Calder/Tuttle:Tentative comprises several parts. At David Kordansky Gallery, Tuttle presents a series of wall-based sculptures entitled Black Light and a group of works entitled Calder Corrected. Informed by an ongoing engagement with Calder’s work, aesthetic philosophy, and observational temperament, both series find Tuttle exploring a range of phenomena that are among the fundamental features of visual art: the visual and physical experience of color, the perception of geometry and mass, and the associative communications between abstract and natural forms. The works are not so much meditations on Calder as they are responses to—and from—the contexts in which Calder’s project emerged. In this sense, Tuttle employs his own artistic vocabulary to refresh the contemporary take on Calder’s, shedding clarifying light not only on the abiding presence of modernist abstraction in art today, but on timeless facets of art’s presence in human lives.

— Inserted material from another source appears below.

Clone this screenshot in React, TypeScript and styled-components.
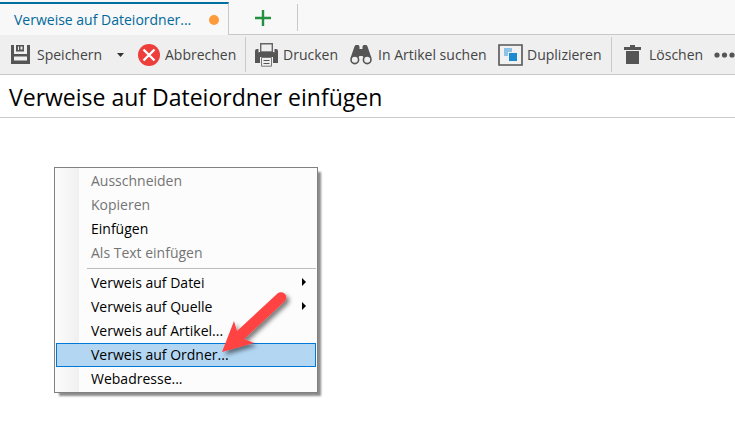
import React from "react";
import styled, { createGlobalStyle } from "styled-components";

const GlobalStyle = createGlobalStyle`
  *, *::before, *::after { box-sizing: border-box; }
  body { margin: 0; background: #fff; overflow-x: hidden; }
  body, button { font-family: "Open Sans", "Noto Sans", sans-serif; }
  button { border: 0; padding: 0; background: none; color: inherit; cursor: pointer; }
  svg { display: block; flex: none; }
`;

const TabStrip = styled.nav`
  display: flex;
  height: 35px;
  padding-top: 2px;
  background: #f8f8f8;
`;

const Tab = styled.button`
  display: flex;
  align-items: center;
  justify-content: space-between;
  width: 229px;
  padding: 0 9px 0 14px;
  border-top: 2px solid #0070a0;
  border-right: 1px solid #c8c8c8;
  color: #00699b;
  font-size: 14px;
  white-space: nowrap;
`;

const ModifiedDot = styled.span`
  width: 10px;
  height: 10px;
  border-radius: 50%;
  background: #fd9a3a;
`;

const TabRest = styled.div`
  display: flex;
  flex: 1;
  padding: 2px 0 3px;
  border-bottom: 1px solid #c8c8c8;
`;

const AddTab = styled.button`
  display: flex;
  align-items: center;
  justify-content: center;
  width: 69px;
  border-right: 1px solid #c8c8c8;
`;

const Toolbar = styled.div`
  display: flex;
  align-items: center;
  height: 40px;
  padding-left: 11px;
  overflow: hidden;
  border-bottom: 1px solid #cacaca;
  background: #efefef;
  color: #444;
`;

const ToolButton = styled.button<{ $width?: number; $gap?: number }>`
  display: flex;
  flex: none;
  align-items: center;
  gap: ${(p) => p.$gap ?? 5}px;
  width: ${(p) => (p.$width ? `${p.$width}px` : "auto")};
  height: 32px;
  font-size: 14px;
  white-space: nowrap;
`;

const Divider = styled.span<{ $space: number }>`
  flex: none;
  width: 1px;
  height: 35px;
  margin-right: ${(p) => p.$space}px;
  background: #cacaca;
`;

const Title = styled.h1`
  display: flex;
  align-items: center;
  height: 43px;
  margin: 0;
  padding: 2px 9px 0;
  border-bottom: 1px solid #cacaca;
  color: #000;
  font-size: 23px;
  font-weight: 400;
  white-space: nowrap;
`;

const Editor = styled.main`
  padding: 49px 54px 28px;
`;

const Menu = styled.div`
  position: relative;
  width: 264px;
  padding: 1px;
  border: 1px solid #808080;
  background: linear-gradient(90deg, #fcfcfc 1px, #fbfbfb 2px, #f0f0f0 24px, #fcfcfc 24px);
  box-shadow: 4px 4px 2px -1px #8c8c8c;
`;

const MenuItem = styled.button<{ $selected?: boolean }>`
  display: flex;
  align-items: center;
  justify-content: space-between;
  width: 100%;
  height: 24px;
  padding: 0 9px 2px 34px;
  border: 1px solid ${(p) => (p.$selected ? "#0078d7" : "transparent")};
  background: ${(p) => (p.$selected ? "#b3d7f3" : "transparent")};
  color: #000;
  font-size: 14px;
  white-space: nowrap;
  &:disabled { color: #747474; cursor: default; }
`;

const Separator = styled.hr`
  height: 1px;
  margin: 3px 0 2px 31px;
  border: 0;
  background: #bdbdbd;
`;

const Pointer = styled.svg`
  position: absolute;
  top: 118px;
  left: 161px;
  pointer-events: none;
`;

const SaveIcon = () => (
  <svg width="19" height="19" viewBox="0 0 19 19" aria-hidden="true">
    <path d="M0 0H3V9H16V0H19V19H0Z" fill="#555" />
    <path d="M5 0H13V6.5H5Z" fill="#555" />
    <path d="M7 1.5H8V5H7ZM9.5 1.5H11.5V4.5H9.5Z" fill="#efefef" />
    <path d="M3 11.5H16V15.5H3Z" fill="#efefef" />
  </svg>
);

const CancelIcon = () => (
  <svg width="22" height="22" viewBox="0 0 22 22" aria-hidden="true">
    <circle cx="11" cy="11" r="11" fill="#ee3e3c" />
    <path d="M5.5 5.5L16.5 16.5M16.5 5.5L5.5 16.5" stroke="#fff" strokeWidth="2.4" />
  </svg>
);

const PrintIcon = () => (
  <svg width="23" height="24" viewBox="0 0 23 24" aria-hidden="true">
    <path d="M0 8Q0 6 2 6H3.5V10H19.5V6H21Q23 6 23 8V20H0Z" fill="#555" />
    <path d="M5.7 9V0.7H17.3V9Z" fill="#efefef" stroke="#666" strokeWidth="1.4" />
    <path d="M3.5 9H19.5V14H3.5Z" fill="#555" />
    <path d="M5 14H18V24H5Z" fill="#efefef" />
    <path d="M6.5 14.5H16.5V23.2H6.5Z" fill="#efefef" stroke="#777" strokeWidth="1" />
    <path d="M8.5 17.5H14.5M8.5 20.5H14.5" stroke="#555" strokeWidth="1.2" />
  </svg>
);

const BinocularsIcon = () => (
  <svg width="22" height="20" viewBox="0 0 22 20" aria-hidden="true">
    <path d="M4.5 1.5L5.5 0H8.5L9.5 1.5V4H12.5V1.5L13.5 0H16.5L17.5 1.5L21.5 13H14L12.5 11H9.5L8 13H0.5Z" fill="#555" />
    <g fill="#efefef" stroke="#555" strokeWidth="1.6">
      <circle cx="4.8" cy="14.8" r="3.8" />
      <circle cx="17.2" cy="14.8" r="3.8" />
    </g>
  </svg>
);

const DuplicateIcon = () => (
  <svg width="25" height="22" viewBox="0 0 25 22" aria-hidden="true">
    <path d="M1 1H24V21H1Z" fill="#f1f1f1" stroke="#555" strokeWidth="1.6" />
    <path d="M6 4H14V12H6Z" fill="#8ec3e7" />
    <path d="M10 8H19V18H10Z" fill="#efefef" />
    <path d="M11 9H19V17H11Z" fill="#1c8ad0" />
  </svg>
);

const TrashIcon = () => (
  <svg width="17" height="19" viewBox="0 0 17 19" aria-hidden="true">
    <path d="M0 2H6V0H11V2H17V5H0ZM2 6H15V19H2Z" fill="#555" />
  </svg>
);

const SubmenuArrow = () => (
  <svg width="4" height="8" viewBox="0 0 4 8" aria-hidden="true">
    <path d="M0 0L4 4L0 8Z" fill="#000" />
  </svg>
);

type Entry = { label: string; disabled?: boolean; submenu?: boolean; selected?: boolean };

const editEntries: Entry[] = [
  { label: "Ausschneiden", disabled: true },
  { label: "Kopieren", disabled: true },
  { label: "Einfügen" },
  { label: "Als Text einfügen", disabled: true },
];

const linkEntries: Entry[] = [
  { label: "Verweis auf Datei", submenu: true },
  { label: "Verweis auf Quelle", submenu: true },
  { label: "Verweis auf Artikel..." },
  { label: "Verweis auf Ordner...", selected: true },
  { label: "Webadresse..." },
];

const Entries = ({ items }: { items: Entry[] }) => (
  <>
    {items.map((item) => (
      <MenuItem
        key={item.label}
        role="menuitem"
        disabled={item.disabled}
        $selected={item.selected}
        aria-haspopup={item.submenu ? "menu" : undefined}
      >
        <span>{item.label}</span>
        {item.submenu && <SubmenuArrow />}
      </MenuItem>
    ))}
  </>
);

export default function App() {
  return (
    <>
      <GlobalStyle />
      <TabStrip>
        <Tab>
          <span>Verweise auf Dateiordner...</span>
          <ModifiedDot />
        </Tab>
        <TabRest>
          <AddTab aria-label="Neuer Tab">
            <svg width="16" height="16" viewBox="0 0 16 16" aria-hidden="true">
              <path d="M8 0V16M0 8H16" stroke="#23913f" strokeWidth="2.4" />
            </svg>
          </AddTab>
        </TabRest>
      </TabStrip>
      <Toolbar role="toolbar">
        <ToolButton $width={106} $gap={7}><SaveIcon />Speichern</ToolButton>
        <ToolButton $width={21} aria-label="Weitere Speicheroptionen">
          <svg width="7" height="4" viewBox="0 0 7 4" aria-hidden="true">
            <path d="M0 0H7L3.5 4Z" fill="#333" />
          </svg>
        </ToolButton>
        <ToolButton $width={107}><CancelIcon />Abbrechen</ToolButton>
        <Divider $space={9} />
        <ToolButton $width={95}><PrintIcon />Drucken</ToolButton>
        <ToolButton $width={148} $gap={6}><BinocularsIcon />In Artikel suchen</ToolButton>
        <ToolButton $width={113} $gap={4}><DuplicateIcon />Duplizieren</ToolButton>
        <Divider $space={12} />
        <ToolButton $width={90} $gap={8}><TrashIcon />Löschen</ToolButton>
        <ToolButton aria-label="Mehr">
          <svg width="21" height="6" viewBox="0 0 21 6" aria-hidden="true">
            <g fill="#555">
              <circle cx="3" cy="3" r="2.6" />
              <circle cx="10.5" cy="3" r="2.6" />
              <circle cx="18" cy="3" r="2.6" />
            </g>
          </svg>
        </ToolButton>
      </Toolbar>
      <Title>Verweise auf Dateiordner einfügen</Title>
      <Editor>
        <Menu role="menu">
          <Entries items={editEntries} />
          <Separator />
          <Entries items={linkEntries} />
          <Pointer width="80" height="76" viewBox="0 0 80 76" aria-hidden="true">
            <defs>
              <filter id="pointer-shadow" x="-20%" y="-20%" width="150%" height="150%">
                <feDropShadow dx="3" dy="3" stdDeviation="2" floodColor="#000" floodOpacity="0.5" />
              </filter>
            </defs>
            <path
              d="M6 66L18 35L21 45L61.5 7.5A5.3 5.3 0 0 1 68.5 15.5L28 53L38 57Z"
              fill="#ff4343"
              filter="url(#pointer-shadow)"
            />
          </Pointer>
        </Menu>
      </Editor>
    </>
  );
}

This approach also guides Tuttle’s curatorial process at Pace, where he has installed works by Calder in an attempt to foreground the intentions with and conditions under which they were made. While Tuttle has taken formal and historical considerations into account—focusing, for instance, on works made on the brink of World War II and reflecting on aesthetic and philosophical crosscurrents in Europe and the United States—he also creates space for foundational concepts of verticality, horizontality, light, and shadow to appear with bracing clarity. There are cases in which this process disrupts long-held ideas about why Calder’s work has made such an impact on viewers, and especially other artists, over the decades.




In the Black Light works, Tuttle transposes these concerns into multivalent constructions that reveal craft and concept to be inseparable, if distinct, modes of understanding how art connects to its viewers and the world. The exhibition’s title serves as a waypost: if every aesthetic proposition or material experiment puts into motion a cascading series of effects and counter-effects, the experience of an artwork is always a tentative affair.

Tuttle’s objects address this condition by posing questions about how and where color appears, and reveling in its propensity for simultaneously containing, occupying, and portraying space. The Black Light works constitute a continuation of Tuttle’s reflections on the possibilities inherent in beams and beam-like forms, which found recent expression in a series of large- and small-scale sculptures the artist produced in 2022. However, they also provide a forum in which the artist can directly address the choreography of visible and invisible elements which provides a through-line in Calder’s project. In both cases, they find Tuttle reframing concerns, particularly about art’s paradoxical relationship to dematerialization, which have preoccupied him for decades. Many of the works’ compositional details, including the pencil-drawn letters, numbers, and arrows that guided their making, as well as their varied brushwork, highlight the impossibility of separating surfaces from interiors. These two-dimensional elements carry palpable weight, leaving room for the planar paper elements that define their silhouettes to function as a kind of three-dimensional drawing.

The Calder Corrected drawings, meanwhile, are also sites where three-dimensional effects occur in what are ordinarily considered two-dimensional places. The vertical line that bisects each work, and that results when Tuttle removes facing pages from a sketchbook, is both a distinct physical presence and a felt void where lines, shapes, and colors seem to momentarily hide from view. In their gaps, the drawings harbor possibilities, prompts for the imagination to invent alternate readings even as it concedes the limitations of the physical world. Here too, Tuttle brings a variety of materials together, showing how ideas translate into facts—and vice versa—and how colors and shapes adhere to—and resist—the intentions according to which they are manipulated. For all of these reasons, and like the curatorial orientation Tuttle brings to rethinking Calder’s legacy more broadly, the works on view in this exhibition place emphasis on the processes by which artistic potentials become actualized. In so doing, they offer precise, and therefore tentative, representations of phenomena like gravity, language, emotion, and change that are as pervasive as they are abstract.

In 2022, Bard Graduate Center presented What Is the Object?, an exhibition co-curated by Richard Tuttle and Peter N. Miller from Tuttle’s collection of objects, which was presented alongside a series of never-before-exhibited artworks by the artist. Since the 1970s, Tuttle has been the subject of numerous solo exhibitions at museums throughout the world, including M WOODS, Beijing (2019); Phillips Collection, Washington, D.C. (2018); Kunstmuseum aan Zee, Ostend, Belgium (2017); Museo de Arte de Lima (2016); Metropolitan Museum of Art, New York (2016); and Whitechapel Gallery and Tate Modern, London (2014). Between 2005–2007, a retrospective exhibition organized by the San Francisco Museum of Modern Art traveled to five additional institutions, including the Whitney Museum of American Art, New York, and The Museum of Contemporary Art, Los Angeles. His work is included in over sixty permanent collections, including the Los Angeles County Museum of Art; Metropolitan Museum of Art, New York; Museum of Modern Art, New York; Stedelijk Museum, Amsterdam; Dallas Museum of Art; and Museum Boijmans Van Beuningen, Rotterdam, the Netherlands. Tuttle lives and works in New York and Abiquiú, New Mexico.